Tu peux pas la fermer un peu, non?
Quand la parole se fait rare, quand le verbe s'économise, quand les lèvres se taisent remplacées par cette exigence de la quiétude, du retour sur soi, de cet effacement du langage qui sait la valeur des choses, la vanité de l'existence, le ridicule des hommes, la complexité de toute vie, la beauté du deuil et la magnificence de la nature.
Le goût de la solitude, la tentation de la fuite loin de ce monde et de ces clameurs, dans le confinement d'une vie qui prendrait le temps de s'écrire, page après page, chapitre par chapitre, sans secousse ni brusquerie mais au fil de l'eau, parmi cette confiscation de la parole dont on réserve l'usage à la seule nécessité de tisser lien avec l'autre avant de s'en retourner hanter l'intimité de son être, là où palpite cette intelligence du sentiment dont le silence serait comme le confident.
À LIRE AUSSI Comment se sortir d'une conversation chiante?

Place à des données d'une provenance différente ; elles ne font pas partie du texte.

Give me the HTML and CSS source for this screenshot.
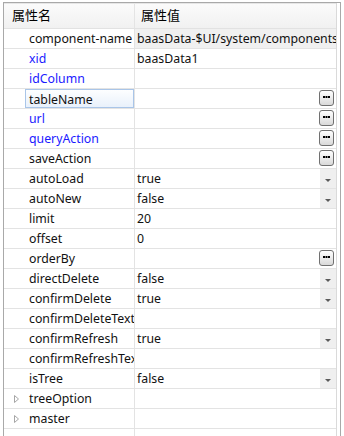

Nul artifice, nulle prétention à être celui que l'on n'est pas, nulle ambition de verser dans le paraître et d'exister par le verbe, de revendiquer sa place dans ce monde si confus, si bruyant, si violent, mais plutôt cette volonté de demeurer dans la vérité des choses, au plus proche de soi, quand le soir s'éteint et que ne demeure dans le ciel reposé que le souvenir d'une journée où aura passé l'ombre du temps.
Tais-toi quand tu parles.
C'est tout.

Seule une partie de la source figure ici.